→ Work to do: Reply with one number only, the count of lines holding the string "that".

(Extracted data entries)
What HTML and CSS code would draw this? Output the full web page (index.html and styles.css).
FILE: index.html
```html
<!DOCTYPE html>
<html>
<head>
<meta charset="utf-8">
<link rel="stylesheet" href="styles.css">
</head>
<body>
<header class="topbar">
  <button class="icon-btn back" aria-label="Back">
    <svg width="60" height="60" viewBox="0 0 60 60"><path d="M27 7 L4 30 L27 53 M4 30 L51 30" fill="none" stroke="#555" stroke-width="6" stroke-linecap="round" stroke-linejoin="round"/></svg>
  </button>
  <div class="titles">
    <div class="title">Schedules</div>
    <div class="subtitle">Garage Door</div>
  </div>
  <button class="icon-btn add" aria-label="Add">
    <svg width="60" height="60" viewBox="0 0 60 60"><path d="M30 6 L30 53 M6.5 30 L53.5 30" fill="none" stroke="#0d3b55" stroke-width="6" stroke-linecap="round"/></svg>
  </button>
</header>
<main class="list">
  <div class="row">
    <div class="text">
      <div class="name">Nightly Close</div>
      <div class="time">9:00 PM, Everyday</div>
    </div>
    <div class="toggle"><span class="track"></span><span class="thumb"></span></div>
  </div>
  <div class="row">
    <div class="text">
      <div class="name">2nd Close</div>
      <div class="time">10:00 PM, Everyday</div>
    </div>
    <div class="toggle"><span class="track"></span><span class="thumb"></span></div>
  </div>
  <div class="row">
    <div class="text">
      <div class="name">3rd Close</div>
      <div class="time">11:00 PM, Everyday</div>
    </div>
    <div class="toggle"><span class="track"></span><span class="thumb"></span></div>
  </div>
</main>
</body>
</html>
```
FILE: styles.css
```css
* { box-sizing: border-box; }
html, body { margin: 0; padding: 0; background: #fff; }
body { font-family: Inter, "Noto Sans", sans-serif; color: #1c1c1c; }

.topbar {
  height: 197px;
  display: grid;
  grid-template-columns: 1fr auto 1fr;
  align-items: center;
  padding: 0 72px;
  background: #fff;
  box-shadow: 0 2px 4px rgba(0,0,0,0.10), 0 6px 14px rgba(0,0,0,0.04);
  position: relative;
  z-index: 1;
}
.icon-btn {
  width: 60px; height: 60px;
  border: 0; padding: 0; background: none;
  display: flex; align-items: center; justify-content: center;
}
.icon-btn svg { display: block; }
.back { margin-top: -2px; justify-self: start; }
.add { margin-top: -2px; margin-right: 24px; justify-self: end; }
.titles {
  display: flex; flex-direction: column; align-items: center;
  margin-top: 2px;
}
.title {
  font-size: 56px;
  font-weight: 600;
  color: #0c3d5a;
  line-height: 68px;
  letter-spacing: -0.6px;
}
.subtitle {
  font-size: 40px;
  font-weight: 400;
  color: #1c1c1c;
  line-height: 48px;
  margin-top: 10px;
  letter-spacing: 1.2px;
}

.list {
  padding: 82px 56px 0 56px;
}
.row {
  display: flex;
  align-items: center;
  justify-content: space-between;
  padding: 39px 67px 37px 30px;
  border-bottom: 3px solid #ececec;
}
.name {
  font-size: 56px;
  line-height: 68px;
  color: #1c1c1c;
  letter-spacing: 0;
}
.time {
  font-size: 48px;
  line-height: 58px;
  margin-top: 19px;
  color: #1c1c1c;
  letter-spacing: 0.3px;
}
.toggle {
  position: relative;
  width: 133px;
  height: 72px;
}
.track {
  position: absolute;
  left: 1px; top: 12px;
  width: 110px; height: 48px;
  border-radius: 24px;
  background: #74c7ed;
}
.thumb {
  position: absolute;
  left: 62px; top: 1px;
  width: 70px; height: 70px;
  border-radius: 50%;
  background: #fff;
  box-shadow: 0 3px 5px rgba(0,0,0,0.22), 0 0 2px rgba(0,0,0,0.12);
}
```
---
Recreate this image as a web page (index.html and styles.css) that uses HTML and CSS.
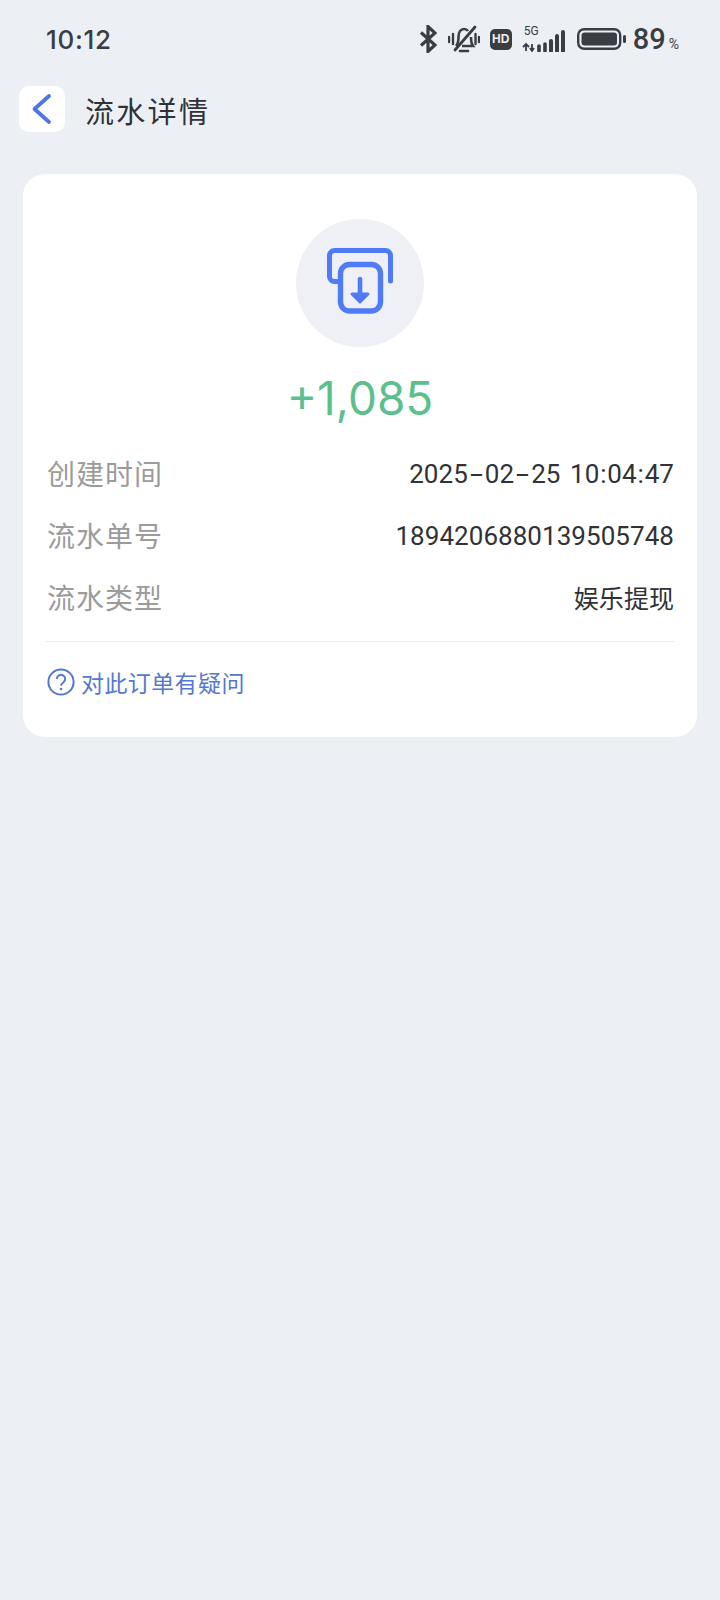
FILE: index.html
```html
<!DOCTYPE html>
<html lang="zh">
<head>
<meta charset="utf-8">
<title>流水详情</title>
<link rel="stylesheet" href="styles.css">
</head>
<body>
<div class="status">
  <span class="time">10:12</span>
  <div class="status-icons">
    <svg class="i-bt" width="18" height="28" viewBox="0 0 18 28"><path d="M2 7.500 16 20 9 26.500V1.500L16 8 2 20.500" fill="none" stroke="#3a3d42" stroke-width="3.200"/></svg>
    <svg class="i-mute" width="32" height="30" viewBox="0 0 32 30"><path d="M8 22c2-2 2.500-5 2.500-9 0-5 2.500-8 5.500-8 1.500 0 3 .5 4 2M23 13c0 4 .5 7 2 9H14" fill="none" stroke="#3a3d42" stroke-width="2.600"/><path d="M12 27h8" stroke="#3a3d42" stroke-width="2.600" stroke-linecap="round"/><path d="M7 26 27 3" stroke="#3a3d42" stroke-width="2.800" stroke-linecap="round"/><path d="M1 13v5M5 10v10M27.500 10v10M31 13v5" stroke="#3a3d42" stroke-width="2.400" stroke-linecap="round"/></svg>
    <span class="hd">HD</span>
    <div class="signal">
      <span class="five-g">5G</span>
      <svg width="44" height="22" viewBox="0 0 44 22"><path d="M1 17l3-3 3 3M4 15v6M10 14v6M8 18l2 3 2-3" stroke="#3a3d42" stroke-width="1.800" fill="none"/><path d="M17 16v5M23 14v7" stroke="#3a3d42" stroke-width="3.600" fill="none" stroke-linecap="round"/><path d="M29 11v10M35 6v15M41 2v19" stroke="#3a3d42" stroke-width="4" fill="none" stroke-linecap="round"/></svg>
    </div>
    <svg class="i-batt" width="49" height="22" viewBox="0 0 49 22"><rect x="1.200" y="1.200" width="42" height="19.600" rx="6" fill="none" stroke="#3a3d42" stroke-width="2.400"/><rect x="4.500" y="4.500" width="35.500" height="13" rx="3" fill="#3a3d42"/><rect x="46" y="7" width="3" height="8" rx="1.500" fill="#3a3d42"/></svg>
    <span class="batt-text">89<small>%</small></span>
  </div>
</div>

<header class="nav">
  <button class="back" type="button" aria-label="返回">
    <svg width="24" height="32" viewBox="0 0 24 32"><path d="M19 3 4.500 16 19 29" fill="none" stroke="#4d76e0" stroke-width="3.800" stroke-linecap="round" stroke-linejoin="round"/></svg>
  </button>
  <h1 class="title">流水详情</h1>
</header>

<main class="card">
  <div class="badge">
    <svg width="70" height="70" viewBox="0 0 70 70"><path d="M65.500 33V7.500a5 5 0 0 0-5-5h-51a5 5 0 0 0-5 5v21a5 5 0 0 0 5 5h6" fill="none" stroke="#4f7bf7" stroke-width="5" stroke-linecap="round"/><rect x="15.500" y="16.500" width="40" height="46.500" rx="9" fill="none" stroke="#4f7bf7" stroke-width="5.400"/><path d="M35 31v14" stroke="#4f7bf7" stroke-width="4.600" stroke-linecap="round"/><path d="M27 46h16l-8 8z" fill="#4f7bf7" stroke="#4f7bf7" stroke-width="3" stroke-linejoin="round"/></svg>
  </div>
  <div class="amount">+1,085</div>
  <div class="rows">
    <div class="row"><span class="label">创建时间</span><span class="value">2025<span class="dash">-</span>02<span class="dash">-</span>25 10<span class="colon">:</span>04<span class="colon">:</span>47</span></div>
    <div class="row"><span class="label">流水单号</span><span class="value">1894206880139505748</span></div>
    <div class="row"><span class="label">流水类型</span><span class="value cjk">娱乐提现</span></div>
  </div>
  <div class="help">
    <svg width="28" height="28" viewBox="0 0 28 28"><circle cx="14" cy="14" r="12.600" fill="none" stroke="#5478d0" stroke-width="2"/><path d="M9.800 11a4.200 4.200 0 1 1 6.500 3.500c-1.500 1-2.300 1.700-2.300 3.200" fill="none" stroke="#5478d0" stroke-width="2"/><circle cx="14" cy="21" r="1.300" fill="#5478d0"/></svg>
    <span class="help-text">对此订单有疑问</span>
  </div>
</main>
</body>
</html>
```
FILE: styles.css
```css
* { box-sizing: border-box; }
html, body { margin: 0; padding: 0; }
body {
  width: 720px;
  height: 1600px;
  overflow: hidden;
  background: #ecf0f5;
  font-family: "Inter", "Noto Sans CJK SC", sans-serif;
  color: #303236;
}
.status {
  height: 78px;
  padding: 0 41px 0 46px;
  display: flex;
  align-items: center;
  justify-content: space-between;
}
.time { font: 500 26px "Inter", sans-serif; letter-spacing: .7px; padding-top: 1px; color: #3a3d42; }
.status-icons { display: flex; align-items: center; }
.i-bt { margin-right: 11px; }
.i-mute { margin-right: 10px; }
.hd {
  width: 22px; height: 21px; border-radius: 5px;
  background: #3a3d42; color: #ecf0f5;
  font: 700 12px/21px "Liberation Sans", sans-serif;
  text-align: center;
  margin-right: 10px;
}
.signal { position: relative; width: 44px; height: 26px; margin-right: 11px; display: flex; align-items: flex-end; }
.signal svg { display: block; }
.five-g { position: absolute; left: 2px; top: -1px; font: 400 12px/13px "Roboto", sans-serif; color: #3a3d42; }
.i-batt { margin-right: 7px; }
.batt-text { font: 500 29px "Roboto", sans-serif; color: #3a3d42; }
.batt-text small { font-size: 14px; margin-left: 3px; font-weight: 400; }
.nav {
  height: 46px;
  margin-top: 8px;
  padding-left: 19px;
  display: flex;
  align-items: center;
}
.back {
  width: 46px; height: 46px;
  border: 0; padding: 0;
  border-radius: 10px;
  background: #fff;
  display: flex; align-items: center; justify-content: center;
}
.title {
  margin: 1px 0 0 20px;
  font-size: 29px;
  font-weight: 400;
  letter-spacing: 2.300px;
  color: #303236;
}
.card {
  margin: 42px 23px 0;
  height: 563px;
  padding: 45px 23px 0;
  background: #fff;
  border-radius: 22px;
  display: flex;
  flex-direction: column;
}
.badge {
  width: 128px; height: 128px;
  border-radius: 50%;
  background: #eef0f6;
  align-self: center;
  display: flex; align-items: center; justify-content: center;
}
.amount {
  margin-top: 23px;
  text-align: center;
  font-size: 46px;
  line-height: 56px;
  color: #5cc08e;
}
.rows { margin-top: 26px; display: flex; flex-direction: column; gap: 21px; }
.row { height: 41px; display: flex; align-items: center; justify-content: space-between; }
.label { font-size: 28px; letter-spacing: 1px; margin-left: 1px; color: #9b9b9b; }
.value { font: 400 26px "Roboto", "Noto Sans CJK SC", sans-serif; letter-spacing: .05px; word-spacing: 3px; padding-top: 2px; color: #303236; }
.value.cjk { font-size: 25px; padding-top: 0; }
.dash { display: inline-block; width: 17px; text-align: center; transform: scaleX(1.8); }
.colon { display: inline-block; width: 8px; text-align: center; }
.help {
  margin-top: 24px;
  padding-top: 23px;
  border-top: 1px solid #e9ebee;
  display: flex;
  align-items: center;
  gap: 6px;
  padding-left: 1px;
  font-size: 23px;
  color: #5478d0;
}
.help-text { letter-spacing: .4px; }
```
==
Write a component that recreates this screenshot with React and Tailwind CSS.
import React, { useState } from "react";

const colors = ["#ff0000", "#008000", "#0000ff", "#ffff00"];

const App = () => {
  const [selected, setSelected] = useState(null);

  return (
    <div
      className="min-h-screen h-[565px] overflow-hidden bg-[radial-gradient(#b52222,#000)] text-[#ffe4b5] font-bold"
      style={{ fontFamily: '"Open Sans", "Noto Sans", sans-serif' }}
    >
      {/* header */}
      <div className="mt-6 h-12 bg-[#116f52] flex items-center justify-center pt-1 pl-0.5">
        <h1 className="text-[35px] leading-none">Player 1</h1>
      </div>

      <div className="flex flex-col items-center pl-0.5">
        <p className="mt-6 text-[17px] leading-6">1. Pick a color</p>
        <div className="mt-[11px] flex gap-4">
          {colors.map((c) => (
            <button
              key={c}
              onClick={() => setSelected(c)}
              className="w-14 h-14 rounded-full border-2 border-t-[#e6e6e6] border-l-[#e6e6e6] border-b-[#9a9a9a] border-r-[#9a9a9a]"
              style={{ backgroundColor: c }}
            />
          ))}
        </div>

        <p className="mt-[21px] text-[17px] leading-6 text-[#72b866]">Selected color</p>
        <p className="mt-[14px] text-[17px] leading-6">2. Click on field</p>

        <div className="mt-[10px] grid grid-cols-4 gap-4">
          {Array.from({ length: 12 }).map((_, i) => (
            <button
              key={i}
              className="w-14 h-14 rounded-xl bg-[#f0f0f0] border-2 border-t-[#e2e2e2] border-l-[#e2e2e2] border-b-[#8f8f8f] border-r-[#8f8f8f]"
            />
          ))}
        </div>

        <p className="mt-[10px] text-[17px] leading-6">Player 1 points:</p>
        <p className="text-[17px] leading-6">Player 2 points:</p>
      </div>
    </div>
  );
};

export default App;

→ Final result: 2